## Aim
Seek out every line containing the word "index", and copy each.

**** Recorded data

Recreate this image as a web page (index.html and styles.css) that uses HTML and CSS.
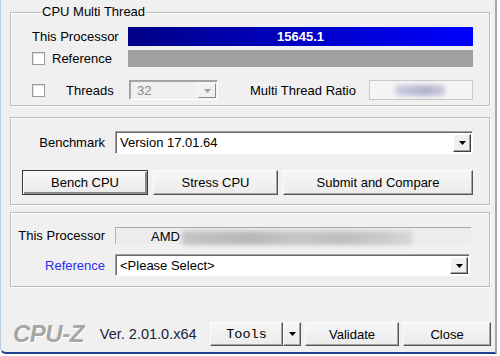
FILE: index.html
```html
<!doctype html>
<html>
<head>
<meta charset="utf-8">
<title>CPU-Z Bench</title>
<link rel="stylesheet" href="styles.css">
</head>
<body>
	<div class="window">
		<!-- multi thread -->
		<div class="group g-multi">
			<div class="group-title">CPU Multi Thread</div>
			<div class="row row-proc">
				<span class="lbl lbl-proc">This Processor</span>
				<div class="bar bar-score">15645.1</div>
			</div>
			<div class="row row-ref">
				<span class="chk"></span>
				<span class="lbl lbl-ref">Reference</span>
				<div class="bar bar-ref"></div>
			</div>
			<div class="row row-threads">
				<span class="chk"></span>
				<span class="lbl lbl-threads">Threads</span>
				<div class="combo combo-off">
					<span class="combo-val">32</span>
					<span class="drop drop-off"><svg width="7" height="4" viewBox="0 0 7 4"><path d="M0 0h7L3.5 4z" fill="#a0a0a0"/></svg></span>
				</div>
				<span class="lbl lbl-ratio">Multi Thread Ratio</span>
				<div class="ratio"><span class="smudge smudge-ratio"></span></div>
			</div>
		</div>

		<!-- benchmark -->
		<div class="group g-bench">
			<div class="row row-version">
				<span class="lbl lbl-col">Benchmark</span>
				<div class="combo combo-white">
					<span class="combo-val">Version 17.01.64</span>
					<span class="drop"><svg width="7" height="4" viewBox="0 0 7 4"><path d="M0 0h7L3.5 4z" fill="#000"/></svg></span>
				</div>
			</div>
			<div class="row row-btns">
				<div class="btn btn-default btn-bench">Bench CPU</div>
				<div class="btn btn-stress">Stress CPU</div>
				<div class="btn btn-submit">Submit and Compare</div>
			</div>
		</div>

		<!-- compare -->
		<div class="group g-compare">
			<div class="row row-this">
				<span class="lbl lbl-col">This Processor</span>
				<div class="cpu-name">AMD<span class="smudge smudge-cpu"></span></div>
			</div>
			<div class="row row-select">
				<span class="lbl lbl-col lbl-link">Reference</span>
				<div class="combo combo-white combo-select">
					<span class="combo-val">&lt;Please Select&gt;</span>
					<span class="drop"><svg width="7" height="4" viewBox="0 0 7 4"><path d="M0 0h7L3.5 4z" fill="#000"/></svg></span>
				</div>
			</div>
		</div>

		<!-- footer -->
		<div class="footer">
			<span class="logo">CPU-Z</span>
			<span class="ver">Ver. 2.01.0.x64</span>
			<div class="btn btn-tools">Tools</div>
			<div class="btn btn-arrow"><svg width="7" height="4" viewBox="0 0 7 4"><path d="M0 0h7L3.5 4z" fill="#000"/></svg></div>
			<div class="btn btn-validate">Validate</div>
			<div class="btn btn-close">Close</div>
		</div>
	</div>
</body>
</html>
```

FILE: styles.css
```css
*{
	margin: 0;
	padding: 0;
	box-sizing: border-box;
}
body{
	background: #fff;
	font-family: "Liberation Sans", Arial, sans-serif;
	font-size: 13px;
	color: #000;
}
.window{
	width: 497px;
	height: 354px;
	background: #f0f0f0;
	border-left: 1px solid #b8cde0;
	border-right: 2px solid #a9a9a9;
	border-bottom: 2px solid #23408c;
	border-bottom-left-radius: 6px;
	padding: 12px 5px 0 9px;
	display: flex;
	flex-direction: column;
}
.group{
	width: 480px;
	border: 1px solid #bcbcbc;
	box-shadow: inset 1px 1px #fff, 1px 1px #fff;
	display: flex;
	flex-direction: column;
}
.group-title{
	align-self: flex-start;
	margin: -8px 0 0 9px;
	padding: 0 1px;
	line-height: 14px;
	background: #f0f0f0;
}
.row{
	display: flex;
	align-items: center;
}
.lbl{
	white-space: nowrap;
}

/* multi thread */
.g-multi{
	padding: 0 16px 5px 21px;
}
.row-proc{
	margin-top: 8px;
	height: 19px;
}
.lbl-proc{
	width: 96px;
}
.bar{
	flex: 1;
	height: 100%;
}
.bar-score{
	background: linear-gradient(to right, #000088, #0000ff);
	color: #fff;
	font-weight: bold;
	text-align: center;
	line-height: 19px;
}
.row-ref{
	margin-top: 4px;
	height: 17px;
}
.chk{
	width: 13px;
	height: 13px;
	background: #fff;
	border: 1px solid #9a9a9a;
	box-shadow: inset 1px 1px #e0e0e0;
}
.lbl-ref{
	width: 76px;
	margin-left: 7px;
}
.bar-ref{
	background: #a0a0a0;
}
.row-threads{
	margin-top: 13px;
	height: 20px;
}
.lbl-threads{
	width: 63px;
	margin-left: 21px;
}
.combo{
	height: 100%;
	display: flex;
	align-items: stretch;
	border: 1px solid;
	border-color: #a0a0a0 #fff #fff #a0a0a0;
	box-shadow: inset 1px 1px #6a6a6a;
}
.combo-val{
	flex: 1;
	padding: 0 0 0 4px;
	display: flex;
	align-items: center;
	white-space: nowrap;
}
.combo-off{
	width: 89px;
	background: #f0f0f0;
	box-shadow: inset 1px 1px #a8a8a8;
}
.combo-off .combo-val{
	color: #8c8c8c;
	padding-left: 7px;
}
.drop{
	width: 18px;
	margin: 2px 1px 1px 0;
	display: flex;
	align-items: center;
	justify-content: center;
	background: #f0f0f0;
	border: 1px solid;
	border-color: #fff #404040 #404040 #fff;
	box-shadow: inset -1px -1px #a0a0a0;
}
.drop-off{
	border-color: #f8f8f8 #8a8a8a #8a8a8a #f8f8f8;
	box-shadow: none;
}
.lbl-ratio{
	width: 119px;
	margin-left: 32px;
}
.ratio{
	width: 104px;
	height: 100%;
	background: #f5f5f5;
	border: 1px solid #c8c8c8;
	display: flex;
	align-items: center;
	justify-content: center;
}
.smudge{
	display: block;
	filter: blur(2px);
}
.smudge-ratio{
	width: 50px;
	height: 11px;
	margin-left: -2px;
	background: linear-gradient(to right, #d0d0e2, #bcbcd4 40%, #b2b2cc 60%, #ccccdf);
	border-radius: 3px;
}

/* benchmark */
.g-bench{
	margin-top: 11px;
	padding: 13px 16px 9px 0;
}
.lbl-col{
	width: 96px;
	text-align: right;
	padding-right: 2px;
}
.row-version{
	height: 23px;
}
.combo-white{
	flex: 1;
	margin-left: 8px;
	background: #fff;
}
.row-btns{
	margin-top: 16px;
	padding-left: 11px;
	gap: 5px;
	height: 25px;
}
.btn{
	height: 100%;
	display: flex;
	align-items: center;
	justify-content: center;
	background: linear-gradient(#f7f7f7, #ebebeb);
	border: 1px solid;
	border-color: #fdfdfd #555 #555 #fdfdfd;
	box-shadow: inset -1px -1px #a6a6a6;
	white-space: nowrap;
}
.btn-default{
	border: 1px solid #3a3a3a;
	box-shadow: inset 1px 1px #fff, inset -2px -2px #8a8a8a;
}
.btn-bench{
	width: 126px;
}
.btn-stress{
	width: 125px;
}
.btn-submit{
	flex: 1;
}

/* compare */
.g-compare{
	margin-top: 7px;
	padding: 14px 18px 10px 0;
}
.row-this{
	height: 17px;
}
.cpu-name{
	flex: 1;
	height: 100%;
	margin-left: 8px;
	padding-left: 35px;
	display: flex;
	align-items: center;
	background: #ececec;
	border-top: 1px solid #a8a8a8;
	border-left: 1px solid #b4b4b4;
}
.smudge-cpu{
	width: 230px;
	height: 14px;
	margin: 4px 0 0 2px;
	background: linear-gradient(to right, #c4c4c4, #b8b8b8 30%, #c6c6c6 50%, #bebebe 70%, #d6d6d6);
}
.row-select{
	margin-top: 10px;
	height: 22px;
}
.combo-select{
	margin-right: 1px;
}
.lbl-link{
	color: #2b2bf0;
}

/* footer */
.footer{
	margin-top: 35px;
	height: 24px;
	display: flex;
	align-items: center;
	width: 481px;
}
.logo{
	margin-left: 3px;
	font-size: 24px;
	font-weight: bold;
	font-style: italic;
	color: #a6a6a6;
	text-shadow: 1px 1px #fff;
	letter-spacing: -0.5px;
}
.ver{
	margin-left: 16px;
	font-size: 14.5px;
	color: #1c2238;
}
.btn-tools{
	margin-left: auto;
	width: 73px;
	font-family: "Liberation Mono", "Courier New", monospace;
	font-size: 13.5px;
	color: #000;
}
.btn-arrow{
	width: 18px;
}
.btn-validate{
	width: 94px;
	margin-left: 4px;
}
.btn-close{
	width: 88px;
	margin-left: 4px;
}
```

********

## Output
Recreate this image as a web page (index.html and styles.css) that uses HTML and CSS.
FILE: index.html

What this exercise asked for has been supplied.